## PROBLEM DETAILS
Please copy out exactly, and only, the lines between the line with "Clone this table" and the line with "number; pb?: number;", both included. Pictures are to be omitted.

## GIVEN DATA

----------

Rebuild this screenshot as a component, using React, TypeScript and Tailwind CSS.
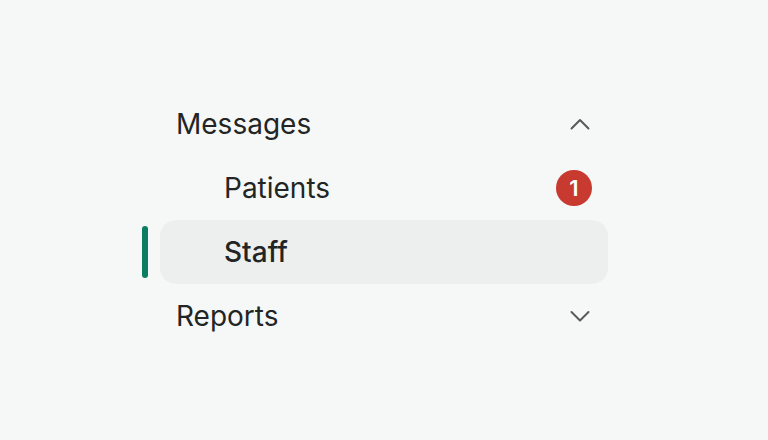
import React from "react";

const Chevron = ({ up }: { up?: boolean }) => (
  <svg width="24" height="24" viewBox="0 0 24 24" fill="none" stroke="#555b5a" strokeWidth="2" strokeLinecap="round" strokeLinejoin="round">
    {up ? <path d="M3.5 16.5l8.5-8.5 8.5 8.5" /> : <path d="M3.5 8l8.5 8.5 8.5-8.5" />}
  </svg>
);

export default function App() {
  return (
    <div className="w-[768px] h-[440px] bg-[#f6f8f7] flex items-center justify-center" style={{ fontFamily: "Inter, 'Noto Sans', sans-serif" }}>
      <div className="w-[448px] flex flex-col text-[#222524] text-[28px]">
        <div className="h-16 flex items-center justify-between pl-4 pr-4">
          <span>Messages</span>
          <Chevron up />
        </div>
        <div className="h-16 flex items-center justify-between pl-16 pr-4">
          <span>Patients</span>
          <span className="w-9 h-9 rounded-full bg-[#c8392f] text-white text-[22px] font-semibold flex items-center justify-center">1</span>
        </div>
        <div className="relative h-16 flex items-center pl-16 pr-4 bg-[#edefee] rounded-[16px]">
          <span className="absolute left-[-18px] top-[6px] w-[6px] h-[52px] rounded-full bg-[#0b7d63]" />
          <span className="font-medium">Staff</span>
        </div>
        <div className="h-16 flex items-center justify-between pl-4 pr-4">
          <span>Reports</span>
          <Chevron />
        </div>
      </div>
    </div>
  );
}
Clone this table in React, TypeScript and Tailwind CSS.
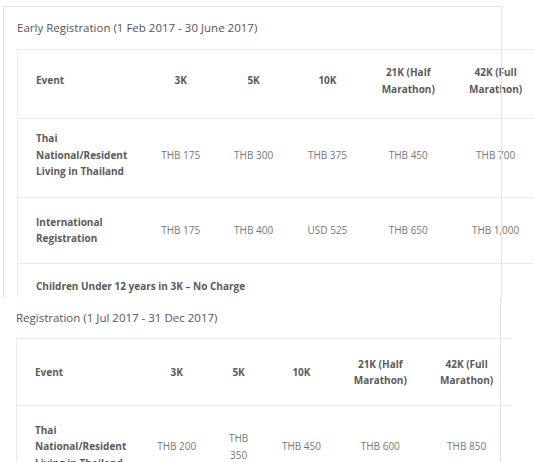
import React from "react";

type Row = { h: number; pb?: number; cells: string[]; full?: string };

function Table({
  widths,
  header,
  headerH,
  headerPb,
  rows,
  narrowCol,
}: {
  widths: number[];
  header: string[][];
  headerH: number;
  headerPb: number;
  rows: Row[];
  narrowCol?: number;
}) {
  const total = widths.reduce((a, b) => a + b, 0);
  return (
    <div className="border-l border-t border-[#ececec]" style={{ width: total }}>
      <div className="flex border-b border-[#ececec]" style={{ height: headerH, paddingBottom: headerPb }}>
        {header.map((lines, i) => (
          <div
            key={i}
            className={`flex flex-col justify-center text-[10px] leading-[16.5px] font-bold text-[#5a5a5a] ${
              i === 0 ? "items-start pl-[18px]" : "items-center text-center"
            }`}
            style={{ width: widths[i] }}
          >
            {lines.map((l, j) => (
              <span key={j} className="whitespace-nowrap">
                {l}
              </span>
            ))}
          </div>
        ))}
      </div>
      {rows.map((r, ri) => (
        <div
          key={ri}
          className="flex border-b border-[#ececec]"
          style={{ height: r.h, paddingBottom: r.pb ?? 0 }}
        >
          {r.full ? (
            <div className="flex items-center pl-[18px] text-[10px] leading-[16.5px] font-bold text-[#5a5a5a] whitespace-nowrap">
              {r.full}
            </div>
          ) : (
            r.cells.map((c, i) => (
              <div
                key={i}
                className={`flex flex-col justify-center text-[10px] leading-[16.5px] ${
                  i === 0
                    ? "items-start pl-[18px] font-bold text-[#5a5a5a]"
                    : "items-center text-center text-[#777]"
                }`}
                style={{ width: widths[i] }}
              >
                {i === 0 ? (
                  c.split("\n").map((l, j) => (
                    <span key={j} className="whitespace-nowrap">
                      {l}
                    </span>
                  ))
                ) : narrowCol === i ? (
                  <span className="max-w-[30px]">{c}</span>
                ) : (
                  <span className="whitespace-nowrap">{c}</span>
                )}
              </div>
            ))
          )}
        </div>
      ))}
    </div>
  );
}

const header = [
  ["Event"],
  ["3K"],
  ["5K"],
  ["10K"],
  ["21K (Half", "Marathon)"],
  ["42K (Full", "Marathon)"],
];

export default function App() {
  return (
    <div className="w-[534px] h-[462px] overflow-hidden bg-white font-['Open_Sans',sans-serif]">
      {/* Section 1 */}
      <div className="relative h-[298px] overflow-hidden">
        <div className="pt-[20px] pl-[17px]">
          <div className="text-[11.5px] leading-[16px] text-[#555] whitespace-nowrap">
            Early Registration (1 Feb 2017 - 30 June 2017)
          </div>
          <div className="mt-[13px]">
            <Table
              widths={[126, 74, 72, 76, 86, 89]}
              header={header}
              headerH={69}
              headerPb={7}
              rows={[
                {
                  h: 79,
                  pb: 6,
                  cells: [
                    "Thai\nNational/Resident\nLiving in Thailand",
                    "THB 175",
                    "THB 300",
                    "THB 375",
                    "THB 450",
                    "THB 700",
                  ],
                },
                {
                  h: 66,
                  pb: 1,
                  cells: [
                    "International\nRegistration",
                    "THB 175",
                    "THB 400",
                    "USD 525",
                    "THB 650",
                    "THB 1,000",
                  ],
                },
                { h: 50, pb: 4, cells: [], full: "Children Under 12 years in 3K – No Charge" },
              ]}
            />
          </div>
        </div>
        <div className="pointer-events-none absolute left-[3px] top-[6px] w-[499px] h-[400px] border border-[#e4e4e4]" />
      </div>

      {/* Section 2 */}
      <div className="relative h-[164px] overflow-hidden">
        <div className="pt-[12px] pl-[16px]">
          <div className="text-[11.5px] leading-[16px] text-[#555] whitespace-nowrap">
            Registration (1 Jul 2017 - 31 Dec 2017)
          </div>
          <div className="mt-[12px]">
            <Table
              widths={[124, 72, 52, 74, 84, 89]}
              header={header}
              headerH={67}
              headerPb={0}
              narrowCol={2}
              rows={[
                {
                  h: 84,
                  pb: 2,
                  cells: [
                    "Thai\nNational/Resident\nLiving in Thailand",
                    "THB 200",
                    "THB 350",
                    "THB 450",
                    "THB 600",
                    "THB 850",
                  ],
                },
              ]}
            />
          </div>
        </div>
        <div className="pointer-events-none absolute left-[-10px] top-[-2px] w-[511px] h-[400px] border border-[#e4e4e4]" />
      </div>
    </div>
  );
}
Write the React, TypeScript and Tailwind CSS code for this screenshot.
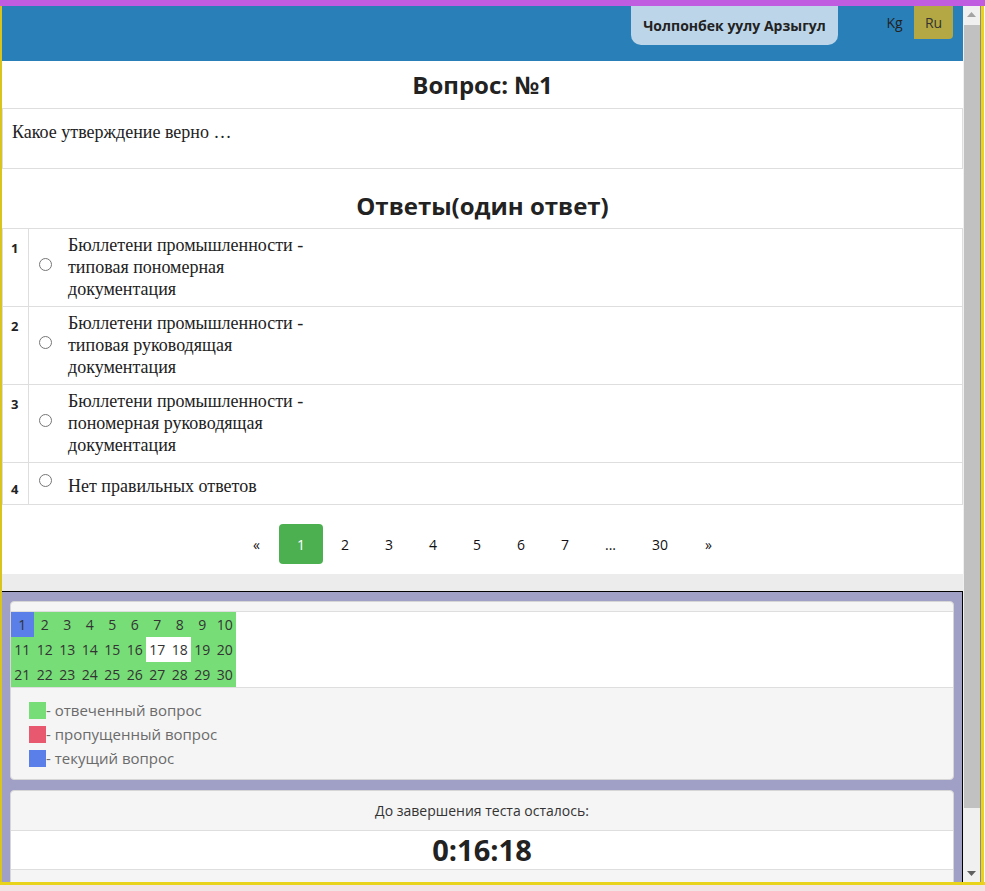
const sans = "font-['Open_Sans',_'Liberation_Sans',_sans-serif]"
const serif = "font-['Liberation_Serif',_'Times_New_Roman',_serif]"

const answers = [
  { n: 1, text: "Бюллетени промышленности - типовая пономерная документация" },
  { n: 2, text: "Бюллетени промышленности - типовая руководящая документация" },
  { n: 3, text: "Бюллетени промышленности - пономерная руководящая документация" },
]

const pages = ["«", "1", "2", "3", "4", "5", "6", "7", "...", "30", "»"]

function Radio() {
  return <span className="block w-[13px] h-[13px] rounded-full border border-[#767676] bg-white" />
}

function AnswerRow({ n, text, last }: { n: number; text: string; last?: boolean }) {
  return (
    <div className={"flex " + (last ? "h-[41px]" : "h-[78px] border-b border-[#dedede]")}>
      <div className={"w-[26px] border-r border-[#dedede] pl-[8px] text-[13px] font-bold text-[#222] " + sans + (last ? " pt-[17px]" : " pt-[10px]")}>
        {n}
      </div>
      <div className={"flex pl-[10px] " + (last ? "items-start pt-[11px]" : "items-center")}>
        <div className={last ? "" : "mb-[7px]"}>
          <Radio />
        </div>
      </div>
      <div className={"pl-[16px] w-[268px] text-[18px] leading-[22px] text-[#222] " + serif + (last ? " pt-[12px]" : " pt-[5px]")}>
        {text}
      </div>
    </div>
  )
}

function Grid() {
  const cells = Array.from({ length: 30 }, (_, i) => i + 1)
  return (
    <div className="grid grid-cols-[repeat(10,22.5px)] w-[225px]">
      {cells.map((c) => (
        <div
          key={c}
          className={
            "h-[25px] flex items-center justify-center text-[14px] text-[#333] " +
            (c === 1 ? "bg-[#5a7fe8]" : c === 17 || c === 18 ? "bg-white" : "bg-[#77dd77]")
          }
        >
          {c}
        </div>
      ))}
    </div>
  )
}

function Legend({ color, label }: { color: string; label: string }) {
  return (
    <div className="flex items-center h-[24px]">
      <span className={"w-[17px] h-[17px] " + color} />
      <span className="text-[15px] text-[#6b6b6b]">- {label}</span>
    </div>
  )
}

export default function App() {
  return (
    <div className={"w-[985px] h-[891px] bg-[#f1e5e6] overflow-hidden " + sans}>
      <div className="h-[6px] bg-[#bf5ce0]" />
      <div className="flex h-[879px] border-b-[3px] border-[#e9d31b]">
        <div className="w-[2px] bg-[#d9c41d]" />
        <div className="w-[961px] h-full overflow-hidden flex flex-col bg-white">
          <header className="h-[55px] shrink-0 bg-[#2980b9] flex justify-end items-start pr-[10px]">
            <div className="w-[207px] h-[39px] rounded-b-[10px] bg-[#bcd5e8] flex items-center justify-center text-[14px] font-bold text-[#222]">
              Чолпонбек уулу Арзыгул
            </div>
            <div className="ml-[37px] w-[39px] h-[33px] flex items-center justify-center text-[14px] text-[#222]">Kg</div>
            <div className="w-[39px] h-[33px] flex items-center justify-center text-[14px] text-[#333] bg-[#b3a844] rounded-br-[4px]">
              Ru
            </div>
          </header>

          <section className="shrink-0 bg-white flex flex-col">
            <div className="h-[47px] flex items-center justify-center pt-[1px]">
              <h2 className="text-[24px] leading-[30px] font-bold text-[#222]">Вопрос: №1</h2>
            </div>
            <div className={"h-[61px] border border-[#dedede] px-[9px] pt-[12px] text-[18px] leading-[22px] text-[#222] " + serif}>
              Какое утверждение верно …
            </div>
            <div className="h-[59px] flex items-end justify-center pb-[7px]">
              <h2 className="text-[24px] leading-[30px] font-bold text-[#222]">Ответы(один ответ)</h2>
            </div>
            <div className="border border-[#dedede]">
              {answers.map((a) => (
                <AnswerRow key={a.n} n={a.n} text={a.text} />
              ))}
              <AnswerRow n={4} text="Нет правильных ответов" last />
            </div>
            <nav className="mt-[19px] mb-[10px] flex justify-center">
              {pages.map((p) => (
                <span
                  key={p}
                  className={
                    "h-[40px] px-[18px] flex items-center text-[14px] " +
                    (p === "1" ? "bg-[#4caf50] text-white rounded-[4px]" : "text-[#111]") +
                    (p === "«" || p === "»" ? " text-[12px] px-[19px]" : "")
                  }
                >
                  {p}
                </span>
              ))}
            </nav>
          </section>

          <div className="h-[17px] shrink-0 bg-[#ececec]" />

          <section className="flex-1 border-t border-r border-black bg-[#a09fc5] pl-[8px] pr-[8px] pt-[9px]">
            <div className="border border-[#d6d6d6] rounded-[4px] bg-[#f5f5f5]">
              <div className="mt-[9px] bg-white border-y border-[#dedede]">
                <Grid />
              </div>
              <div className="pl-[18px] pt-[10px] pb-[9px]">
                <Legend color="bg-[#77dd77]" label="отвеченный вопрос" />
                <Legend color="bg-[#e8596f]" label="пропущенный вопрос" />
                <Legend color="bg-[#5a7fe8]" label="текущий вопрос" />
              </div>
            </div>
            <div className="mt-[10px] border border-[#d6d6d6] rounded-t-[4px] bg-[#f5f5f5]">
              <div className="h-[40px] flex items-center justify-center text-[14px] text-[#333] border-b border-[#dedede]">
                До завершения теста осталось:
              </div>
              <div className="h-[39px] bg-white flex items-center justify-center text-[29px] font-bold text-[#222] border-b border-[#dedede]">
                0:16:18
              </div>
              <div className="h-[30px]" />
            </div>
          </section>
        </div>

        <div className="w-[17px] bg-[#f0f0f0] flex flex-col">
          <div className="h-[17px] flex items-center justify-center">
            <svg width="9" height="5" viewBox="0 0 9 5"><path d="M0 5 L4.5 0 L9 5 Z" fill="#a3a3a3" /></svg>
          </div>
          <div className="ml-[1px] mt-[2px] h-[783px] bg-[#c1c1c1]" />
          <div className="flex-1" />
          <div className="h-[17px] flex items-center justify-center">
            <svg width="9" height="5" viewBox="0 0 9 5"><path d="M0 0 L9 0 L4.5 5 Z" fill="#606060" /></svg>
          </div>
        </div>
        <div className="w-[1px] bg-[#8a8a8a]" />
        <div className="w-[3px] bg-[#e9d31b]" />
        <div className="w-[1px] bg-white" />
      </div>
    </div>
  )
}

----------

## OUTPUT OF THE TASK
Clone this table in React, TypeScript and Tailwind CSS.
import React from "react";

type Row = { h: number; pb?: number; cells: string[]; full?: string };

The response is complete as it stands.